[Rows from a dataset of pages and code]

....................

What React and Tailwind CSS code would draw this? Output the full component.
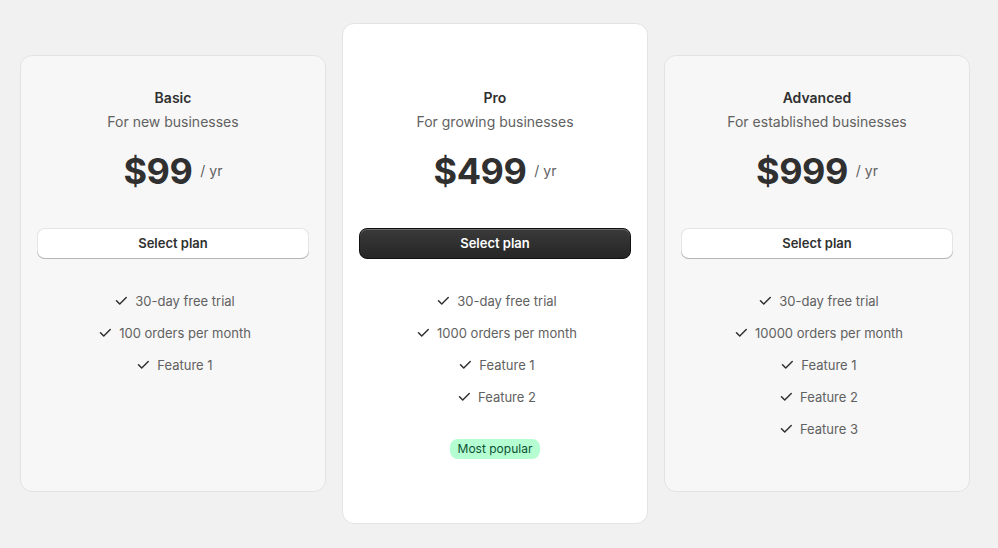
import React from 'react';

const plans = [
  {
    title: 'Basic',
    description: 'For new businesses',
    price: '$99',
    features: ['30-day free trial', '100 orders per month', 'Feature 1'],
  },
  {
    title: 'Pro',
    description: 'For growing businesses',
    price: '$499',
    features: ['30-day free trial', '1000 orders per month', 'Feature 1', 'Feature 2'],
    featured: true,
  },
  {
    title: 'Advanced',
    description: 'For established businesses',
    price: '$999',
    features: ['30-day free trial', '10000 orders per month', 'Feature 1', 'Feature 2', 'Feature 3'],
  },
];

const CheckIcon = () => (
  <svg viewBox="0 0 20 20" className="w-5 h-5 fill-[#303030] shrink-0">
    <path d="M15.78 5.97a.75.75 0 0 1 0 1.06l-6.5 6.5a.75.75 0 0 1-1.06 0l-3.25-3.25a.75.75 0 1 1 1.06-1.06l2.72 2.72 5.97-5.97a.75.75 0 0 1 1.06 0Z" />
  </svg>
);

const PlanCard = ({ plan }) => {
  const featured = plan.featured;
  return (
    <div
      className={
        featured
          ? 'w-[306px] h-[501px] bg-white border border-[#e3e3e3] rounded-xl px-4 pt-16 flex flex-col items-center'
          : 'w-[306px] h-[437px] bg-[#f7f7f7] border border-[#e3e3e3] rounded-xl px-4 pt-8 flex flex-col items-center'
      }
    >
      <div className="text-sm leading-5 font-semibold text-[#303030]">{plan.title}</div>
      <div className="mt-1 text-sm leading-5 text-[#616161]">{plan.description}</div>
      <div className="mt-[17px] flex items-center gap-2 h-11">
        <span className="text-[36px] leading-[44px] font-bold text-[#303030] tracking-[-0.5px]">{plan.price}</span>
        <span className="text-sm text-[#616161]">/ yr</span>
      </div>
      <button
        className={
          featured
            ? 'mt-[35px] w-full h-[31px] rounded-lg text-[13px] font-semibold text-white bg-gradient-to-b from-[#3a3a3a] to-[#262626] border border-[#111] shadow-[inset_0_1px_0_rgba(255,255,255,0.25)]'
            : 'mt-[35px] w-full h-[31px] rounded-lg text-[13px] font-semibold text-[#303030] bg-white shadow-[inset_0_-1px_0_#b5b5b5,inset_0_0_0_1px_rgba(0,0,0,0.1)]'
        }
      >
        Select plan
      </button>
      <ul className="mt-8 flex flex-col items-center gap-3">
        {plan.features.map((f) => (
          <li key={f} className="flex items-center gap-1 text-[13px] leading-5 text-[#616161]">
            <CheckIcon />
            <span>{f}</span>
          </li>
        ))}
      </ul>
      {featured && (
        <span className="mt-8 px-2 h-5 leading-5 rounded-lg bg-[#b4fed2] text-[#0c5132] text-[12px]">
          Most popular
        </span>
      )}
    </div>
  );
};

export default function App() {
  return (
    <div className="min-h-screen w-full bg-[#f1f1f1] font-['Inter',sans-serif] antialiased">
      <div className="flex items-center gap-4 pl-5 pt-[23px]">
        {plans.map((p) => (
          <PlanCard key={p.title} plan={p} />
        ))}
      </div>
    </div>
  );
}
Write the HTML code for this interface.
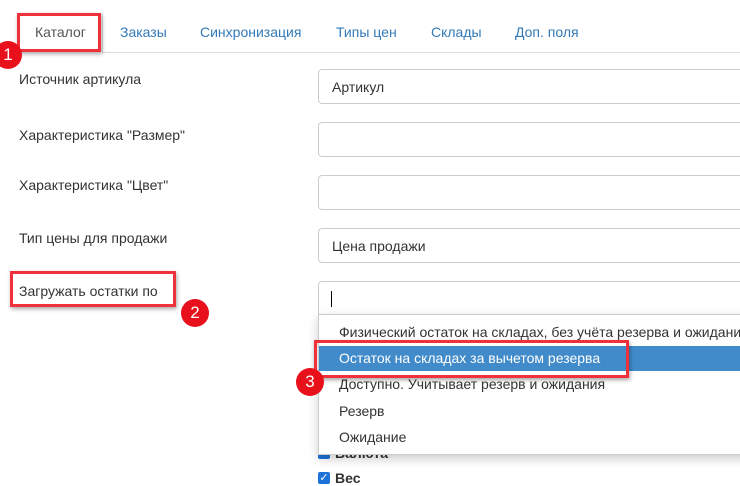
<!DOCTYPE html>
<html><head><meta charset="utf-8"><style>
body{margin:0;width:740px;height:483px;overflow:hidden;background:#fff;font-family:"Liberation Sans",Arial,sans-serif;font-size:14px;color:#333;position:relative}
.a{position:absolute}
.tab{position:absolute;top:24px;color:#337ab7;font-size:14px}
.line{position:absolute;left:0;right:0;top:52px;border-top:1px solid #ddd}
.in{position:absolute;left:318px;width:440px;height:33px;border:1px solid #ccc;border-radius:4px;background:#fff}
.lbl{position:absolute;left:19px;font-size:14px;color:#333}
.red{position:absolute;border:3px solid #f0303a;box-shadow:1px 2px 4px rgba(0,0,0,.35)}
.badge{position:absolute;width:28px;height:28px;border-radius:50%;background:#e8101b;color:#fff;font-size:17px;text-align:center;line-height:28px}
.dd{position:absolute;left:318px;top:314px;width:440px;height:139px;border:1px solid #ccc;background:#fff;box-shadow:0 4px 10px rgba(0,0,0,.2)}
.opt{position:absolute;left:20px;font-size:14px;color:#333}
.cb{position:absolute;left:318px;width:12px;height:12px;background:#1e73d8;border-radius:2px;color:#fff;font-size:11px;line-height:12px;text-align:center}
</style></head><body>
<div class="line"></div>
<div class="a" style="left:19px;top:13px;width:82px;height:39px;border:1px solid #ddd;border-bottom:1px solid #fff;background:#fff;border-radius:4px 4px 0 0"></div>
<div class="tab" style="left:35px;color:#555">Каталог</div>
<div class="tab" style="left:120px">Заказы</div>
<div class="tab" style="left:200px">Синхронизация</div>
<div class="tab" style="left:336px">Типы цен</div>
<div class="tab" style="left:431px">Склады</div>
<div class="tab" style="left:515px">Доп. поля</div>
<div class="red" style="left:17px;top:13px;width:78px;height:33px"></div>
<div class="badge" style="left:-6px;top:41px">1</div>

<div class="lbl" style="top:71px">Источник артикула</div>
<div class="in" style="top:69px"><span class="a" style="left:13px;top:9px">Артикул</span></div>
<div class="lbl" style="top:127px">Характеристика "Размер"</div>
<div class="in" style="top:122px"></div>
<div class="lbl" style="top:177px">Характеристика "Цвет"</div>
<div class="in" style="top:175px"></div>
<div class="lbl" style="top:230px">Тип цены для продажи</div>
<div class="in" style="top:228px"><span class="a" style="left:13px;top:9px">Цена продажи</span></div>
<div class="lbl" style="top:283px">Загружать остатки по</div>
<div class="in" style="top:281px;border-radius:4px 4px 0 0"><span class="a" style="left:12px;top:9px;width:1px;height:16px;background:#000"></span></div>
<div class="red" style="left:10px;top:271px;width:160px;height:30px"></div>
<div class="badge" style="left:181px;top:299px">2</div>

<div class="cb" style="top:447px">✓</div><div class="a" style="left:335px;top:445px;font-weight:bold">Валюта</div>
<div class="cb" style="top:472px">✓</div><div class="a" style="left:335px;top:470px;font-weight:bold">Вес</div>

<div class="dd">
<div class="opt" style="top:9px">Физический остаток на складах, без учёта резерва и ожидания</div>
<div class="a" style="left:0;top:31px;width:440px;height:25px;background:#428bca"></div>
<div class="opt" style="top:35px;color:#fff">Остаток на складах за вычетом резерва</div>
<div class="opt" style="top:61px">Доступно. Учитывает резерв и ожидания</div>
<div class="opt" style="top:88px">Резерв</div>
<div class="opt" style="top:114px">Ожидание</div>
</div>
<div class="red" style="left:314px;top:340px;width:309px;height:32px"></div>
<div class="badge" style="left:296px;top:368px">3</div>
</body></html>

....................

EXERCISE TASK – All lines from the start of the entries above through the line containing "import React from 'react';" are to be given again exactly; the pictures are not.

OUTPUT FOR THIS TASK –
What React and Tailwind CSS code would draw this? Output the full component.
import React from 'react';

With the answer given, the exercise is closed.